The devotions were originally very parochial affairs but, over the centuries, they became more widespread firstly as people started to return home to Andalucía and then as more and more pilgrims came with them. Since 1758 the event has taken place on the fiftieth day after Easter Sunday. Those impressively large houses in the village mentioned earlier are actually bases of the 95 brotherhoods, hermandades, who are the senior members of each romería.

The pilgrims, known here as Rocieros, arrive with horses, wagons and elaborate flower-bedecked carriages designed to transport the silver and gold Madonnas to the Ermita on the Saturday morning. Most of the female pilgrims will be wearing bright flamenco-style dresses with their male counterparts having the short riding type jackets, traje corto, and wide-brimmed boleros.

El Rocio Pilgrimage
Photo Credit: Juan Perez-Campanero

The procession lasts until the evening and is accompanied by masses of followers chanting, clapping and beating drums and the playing of tambourines, flutes and guitars. The whole thing is carried out to the accompaniment of fire crackers and crowds shouting out ‘Viva la Reina de la Marisima’ – ‘Long live the queen of the marshland’. The climax of the whole festival comes in the early hours of the Monday morning when the actual statue of the virgin is brought from the church and paraded throughout the town. Its frenetic passing through the hands of all the brotherhoods makes one wonder how it has survived for so long.

There is much of the atmosphere of the famous Seville festivals about the Rocío pilgrimage but with a kind of Spanish Glastonbury feel to it. Many city dwellers will camp out in the fields of the surrounding Doñana National Park and there will be traditional singing and dancing going on for hours on end. You will be able to smell fried peppers, prawns and sherry and witness the first-time Rocieros being unofficially baptized.

For most of the year this is a part of Spain for bird watchers and solitude seekers. An area famously rich in wildlife, you can see flamingos and storks and very little else whilst strolling across the marshes of the Guadalquivir delta.

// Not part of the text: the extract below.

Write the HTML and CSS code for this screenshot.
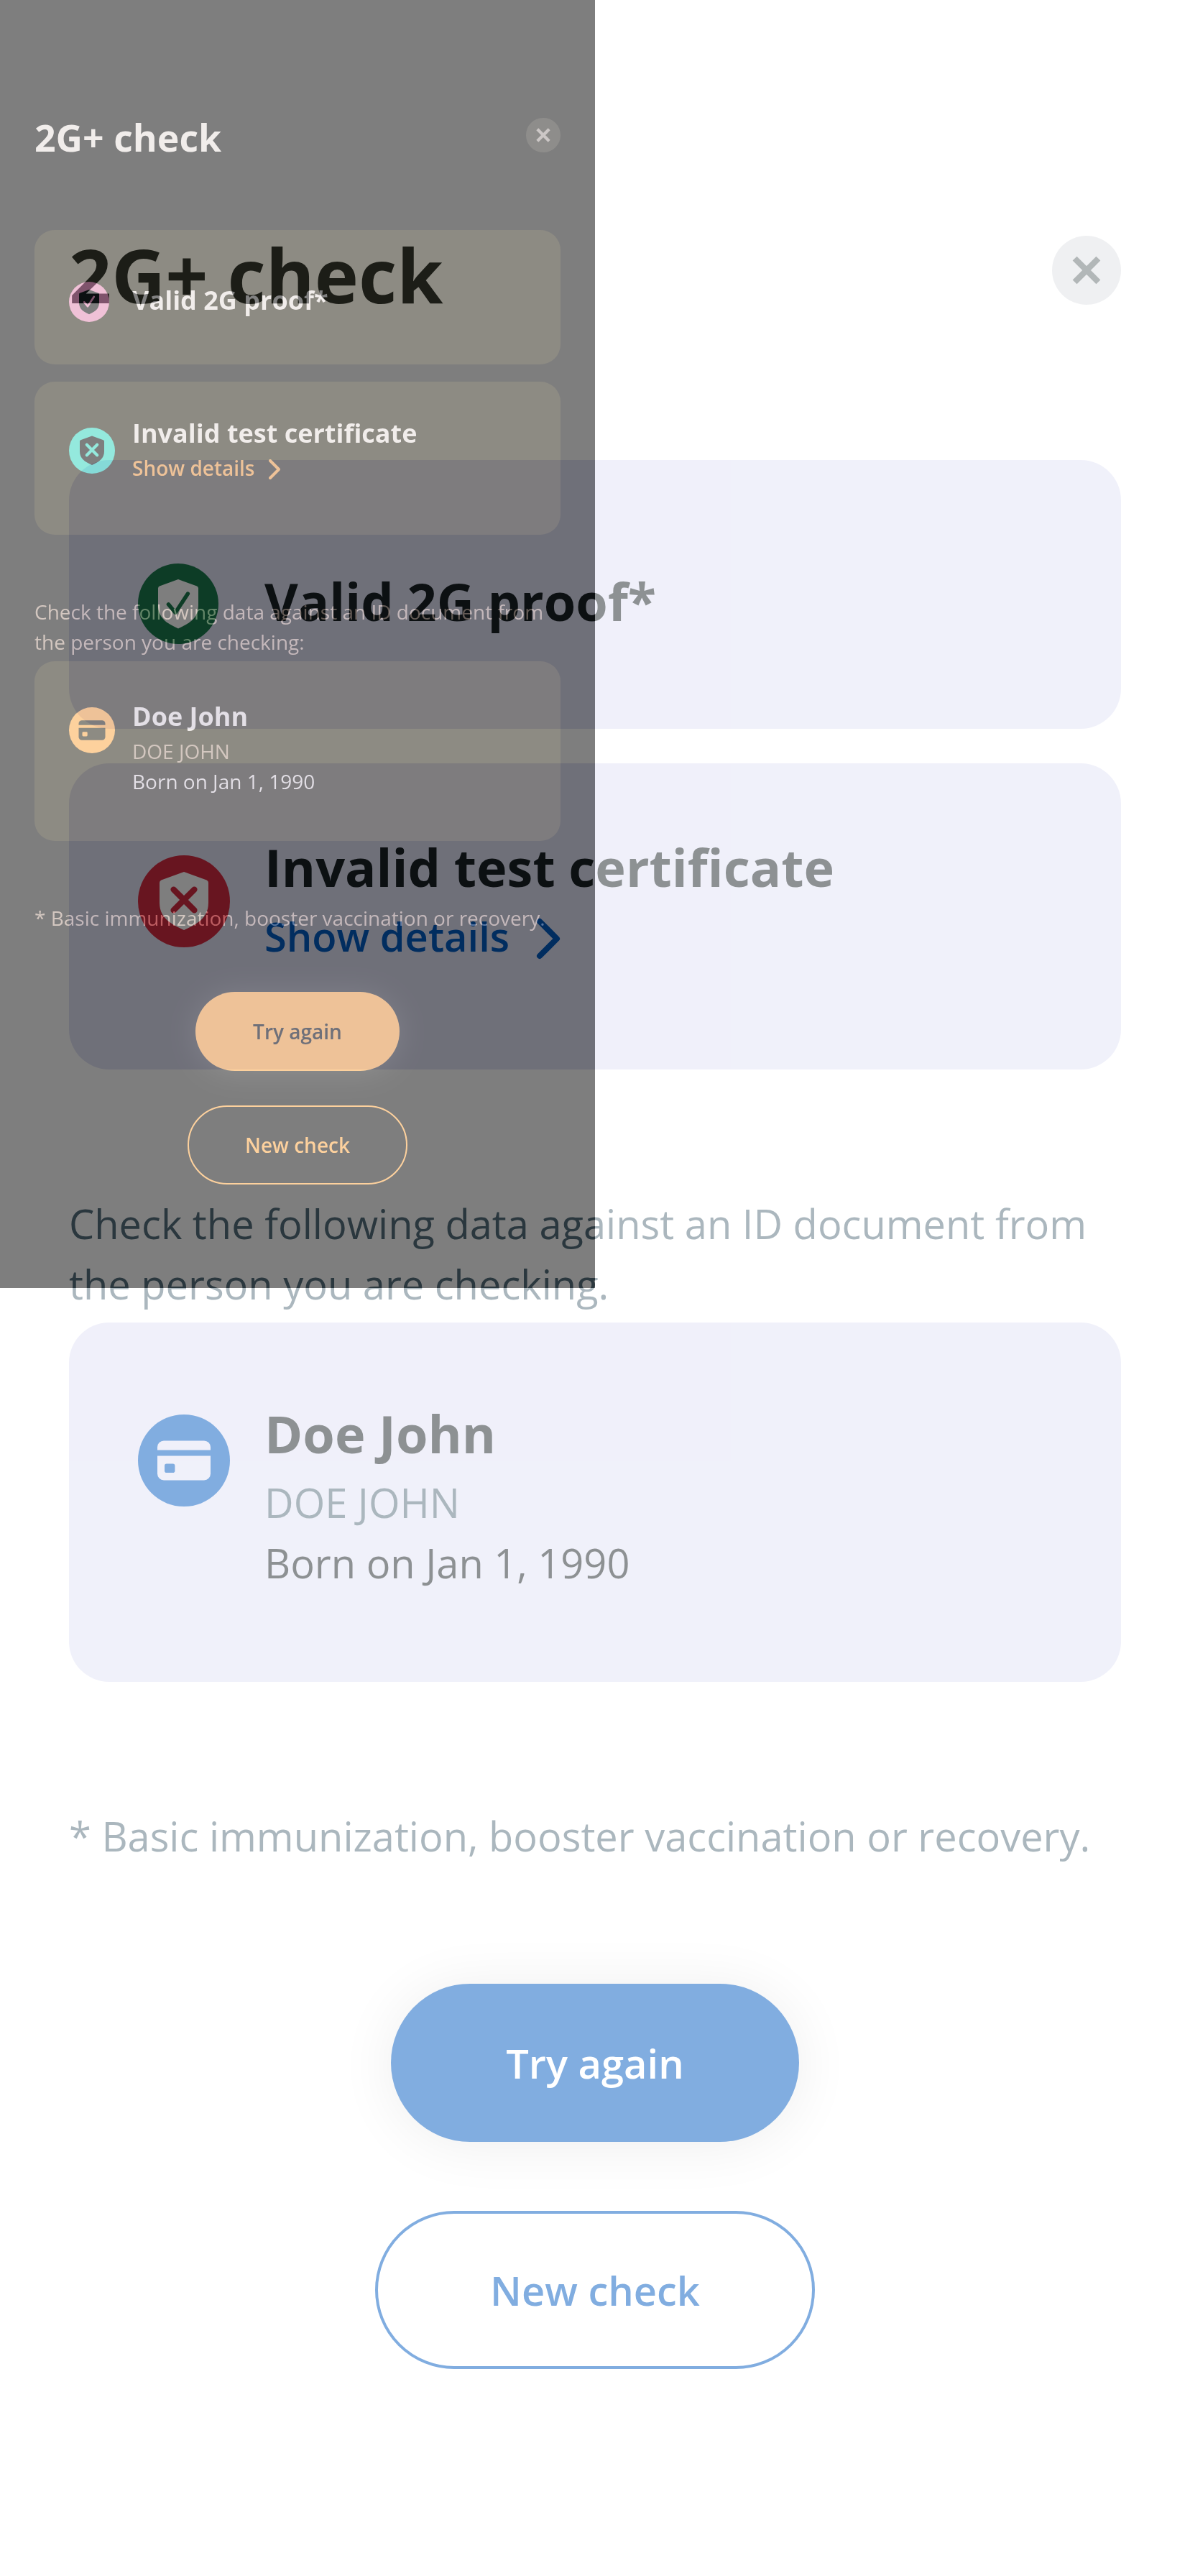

During the Romería, though, the chaotic crushes and seemingly countless numbers of people make El Rocío one of the most famous pilgrimages in Spain.

Horses at El Rocio

Should you want to attend the festival yourself be aware that finding somewhere local to stay is going to be almost impossible unless you are camping and that access to the area around El Rocío is going to be very difficult especially as motorized access is severely restricted at this time of the year. It is, though, an ideal place in which to experience that strangely Spanish combination of religion and partying!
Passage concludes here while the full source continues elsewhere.